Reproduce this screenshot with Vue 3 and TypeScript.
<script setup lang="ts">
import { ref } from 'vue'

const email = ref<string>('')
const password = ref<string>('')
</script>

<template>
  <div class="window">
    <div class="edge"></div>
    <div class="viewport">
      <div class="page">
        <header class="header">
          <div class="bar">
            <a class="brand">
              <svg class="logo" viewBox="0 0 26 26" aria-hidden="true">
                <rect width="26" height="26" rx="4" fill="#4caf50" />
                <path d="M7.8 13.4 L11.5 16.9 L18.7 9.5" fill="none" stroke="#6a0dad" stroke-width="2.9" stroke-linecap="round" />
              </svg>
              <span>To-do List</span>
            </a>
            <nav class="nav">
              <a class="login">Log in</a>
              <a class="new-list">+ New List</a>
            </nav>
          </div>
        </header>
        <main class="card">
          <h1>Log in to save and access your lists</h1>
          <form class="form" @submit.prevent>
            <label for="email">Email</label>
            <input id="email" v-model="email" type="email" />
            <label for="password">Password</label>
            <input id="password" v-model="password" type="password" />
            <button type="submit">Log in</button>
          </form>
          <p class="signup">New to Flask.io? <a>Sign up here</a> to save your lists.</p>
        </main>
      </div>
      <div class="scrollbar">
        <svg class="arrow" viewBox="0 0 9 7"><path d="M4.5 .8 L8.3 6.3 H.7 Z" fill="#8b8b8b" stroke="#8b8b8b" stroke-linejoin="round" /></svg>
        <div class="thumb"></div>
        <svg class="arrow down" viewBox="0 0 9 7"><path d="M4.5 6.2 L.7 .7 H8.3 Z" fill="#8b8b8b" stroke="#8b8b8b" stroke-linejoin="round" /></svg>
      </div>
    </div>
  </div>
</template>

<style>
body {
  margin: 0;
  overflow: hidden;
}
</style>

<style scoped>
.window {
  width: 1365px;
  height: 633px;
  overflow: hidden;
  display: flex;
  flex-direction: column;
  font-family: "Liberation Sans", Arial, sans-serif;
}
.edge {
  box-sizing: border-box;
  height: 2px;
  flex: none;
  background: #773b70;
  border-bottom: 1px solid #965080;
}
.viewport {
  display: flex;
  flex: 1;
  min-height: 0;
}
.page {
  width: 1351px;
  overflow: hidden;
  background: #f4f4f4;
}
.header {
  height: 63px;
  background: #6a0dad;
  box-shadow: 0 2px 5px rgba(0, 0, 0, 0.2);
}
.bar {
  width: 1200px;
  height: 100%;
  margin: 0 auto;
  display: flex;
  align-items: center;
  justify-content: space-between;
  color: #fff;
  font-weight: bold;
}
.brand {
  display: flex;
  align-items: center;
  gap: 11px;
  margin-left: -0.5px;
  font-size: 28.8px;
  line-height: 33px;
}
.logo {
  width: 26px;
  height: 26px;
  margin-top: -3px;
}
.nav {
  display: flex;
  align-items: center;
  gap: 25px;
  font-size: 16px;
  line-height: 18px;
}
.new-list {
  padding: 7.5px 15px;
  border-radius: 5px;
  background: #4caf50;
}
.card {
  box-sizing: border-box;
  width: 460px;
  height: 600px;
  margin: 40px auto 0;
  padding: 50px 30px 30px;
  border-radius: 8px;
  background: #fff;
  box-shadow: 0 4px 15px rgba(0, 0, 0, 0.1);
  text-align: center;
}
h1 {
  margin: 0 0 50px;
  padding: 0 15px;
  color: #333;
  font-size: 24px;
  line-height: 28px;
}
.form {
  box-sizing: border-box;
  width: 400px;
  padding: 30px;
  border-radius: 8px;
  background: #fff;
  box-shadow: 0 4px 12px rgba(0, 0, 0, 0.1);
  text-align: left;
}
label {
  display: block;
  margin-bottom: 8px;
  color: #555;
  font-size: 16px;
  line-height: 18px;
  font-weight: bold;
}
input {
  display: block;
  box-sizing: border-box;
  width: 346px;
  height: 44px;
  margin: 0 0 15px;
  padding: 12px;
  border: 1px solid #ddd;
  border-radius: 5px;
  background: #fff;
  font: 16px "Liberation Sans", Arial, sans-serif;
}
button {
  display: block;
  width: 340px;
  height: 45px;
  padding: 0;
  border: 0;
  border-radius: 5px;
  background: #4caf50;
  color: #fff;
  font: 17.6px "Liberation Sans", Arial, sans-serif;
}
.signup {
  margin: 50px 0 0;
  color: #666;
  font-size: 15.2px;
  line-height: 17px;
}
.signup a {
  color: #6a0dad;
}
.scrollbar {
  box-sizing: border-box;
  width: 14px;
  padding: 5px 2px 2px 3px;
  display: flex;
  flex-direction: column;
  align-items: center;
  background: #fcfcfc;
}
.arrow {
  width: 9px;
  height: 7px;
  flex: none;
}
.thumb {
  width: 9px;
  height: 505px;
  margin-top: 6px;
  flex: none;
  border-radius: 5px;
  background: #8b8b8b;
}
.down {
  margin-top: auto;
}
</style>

▸ DO THIS
Write out every line exactly as it stands.

▸ OUTPUT
Reproduce this screenshot with Vue 3 and TypeScript.
<script setup lang="ts">
import { ref } from 'vue'

const email = ref<string>('')
const password = ref<string>('')
</script>

<template>
  <div class="window">
    <div class="edge"></div>
    <div class="viewport">
      <div class="page">
        <header class="header">
          <div class="bar">
            <a class="brand">
              <svg class="logo" viewBox="0 0 26 26" aria-hidden="true">
                <rect width="26" height="26" rx="4" fill="#4caf50" />
                <path d="M7.8 13.4 L11.5 16.9 L18.7 9.5" fill="none" stroke="#6a0dad" stroke-width="2.9" stroke-linecap="round" />
              </svg>
              <span>To-do List</span>
            </a>
            <nav class="nav">
              <a class="login">Log in</a>
              <a class="new-list">+ New List</a>
            </nav>
          </div>
        </header>
        <main class="card">
          <h1>Log in to save and access your lists</h1>
          <form class="form" @submit.prevent>
            <label for="email">Email</label>
            <input id="email" v-model="email" type="email" />
            <label for="password">Password</label>
            <input id="password" v-model="password" type="password" />
            <button type="submit">Log in</button>
          </form>
          <p class="signup">New to Flask.io? <a>Sign up here</a> to save your lists.</p>
        </main>
      </div>
      <div class="scrollbar">
        <svg class="arrow" viewBox="0 0 9 7"><path d="M4.5 .8 L8.3 6.3 H.7 Z" fill="#8b8b8b" stroke="#8b8b8b" stroke-linejoin="round" /></svg>
        <div class="thumb"></div>
        <svg class="arrow down" viewBox="0 0 9 7"><path d="M4.5 6.2 L.7 .7 H8.3 Z" fill="#8b8b8b" stroke="#8b8b8b" stroke-linejoin="round" /></svg>
      </div>
    </div>
  </div>
</template>

<style>
body {
  margin: 0;
  overflow: hidden;
}
</style>

<style scoped>
.window {
  width: 1365px;
  height: 633px;
  overflow: hidden;
  display: flex;
  flex-direction: column;
  font-family: "Liberation Sans", Arial, sans-serif;
}
.edge {
  box-sizing: border-box;
  height: 2px;
  flex: none;
  background: #773b70;
  border-bottom: 1px solid #965080;
}
.viewport {
  display: flex;
  flex: 1;
  min-height: 0;
}
.page {
  width: 1351px;
  overflow: hidden;
  background: #f4f4f4;
}
.header {
  height: 63px;
  background: #6a0dad;
  box-shadow: 0 2px 5px rgba(0, 0, 0, 0.2);
}
.bar {
  width: 1200px;
  height: 100%;
  margin: 0 auto;
  display: flex;
  align-items: center;
  justify-content: space-between;
  color: #fff;
  font-weight: bold;
}
.brand {
  display: flex;
  align-items: center;
  gap: 11px;
  margin-left: -0.5px;
  font-size: 28.8px;
  line-height: 33px;
}
.logo {
  width: 26px;
  height: 26px;
  margin-top: -3px;
}
.nav {
  display: flex;
  align-items: center;
  gap: 25px;
  font-size: 16px;
  line-height: 18px;
}
.new-list {
  padding: 7.5px 15px;
  border-radius: 5px;
  background: #4caf50;
}
.card {
  box-sizing: border-box;
  width: 460px;
  height: 600px;
  margin: 40px auto 0;
  padding: 50px 30px 30px;
  border-radius: 8px;
  background: #fff;
  box-shadow: 0 4px 15px rgba(0, 0, 0, 0.1);
  text-align: center;
}
h1 {
  margin: 0 0 50px;
  padding: 0 15px;
  color: #333;
  font-size: 24px;
  line-height: 28px;
}
.form {
  box-sizing: border-box;
  width: 400px;
  padding: 30px;
  border-radius: 8px;
  background: #fff;
  box-shadow: 0 4px 12px rgba(0, 0, 0, 0.1);
  text-align: left;
}
label {
  display: block;
  margin-bottom: 8px;
  color: #555;
  font-size: 16px;
  line-height: 18px;
  font-weight: bold;
}
input {
  display: block;
  box-sizing: border-box;
  width: 346px;
  height: 44px;
  margin: 0 0 15px;
  padding: 12px;
  border: 1px solid #ddd;
  border-radius: 5px;
  background: #fff;
  font: 16px "Liberation Sans", Arial, sans-serif;
}
button {
  display: block;
  width: 340px;
  height: 45px;
  padding: 0;
  border: 0;
  border-radius: 5px;
  background: #4caf50;
  color: #fff;
  font: 17.6px "Liberation Sans", Arial, sans-serif;
}
.signup {
  margin: 50px 0 0;
  color: #666;
  font-size: 15.2px;
  line-height: 17px;
}
.signup a {
  color: #6a0dad;
}
.scrollbar {
  box-sizing: border-box;
  width: 14px;
  padding: 5px 2px 2px 3px;
  display: flex;
  flex-direction: column;
  align-items: center;
  background: #fcfcfc;
}
.arrow {
  width: 9px;
  height: 7px;
  flex: none;
}
.thumb {
  width: 9px;
  height: 505px;
  margin-top: 6px;
  flex: none;
  border-radius: 5px;
  background: #8b8b8b;
}
.down {
  margin-top: auto;
}
</style>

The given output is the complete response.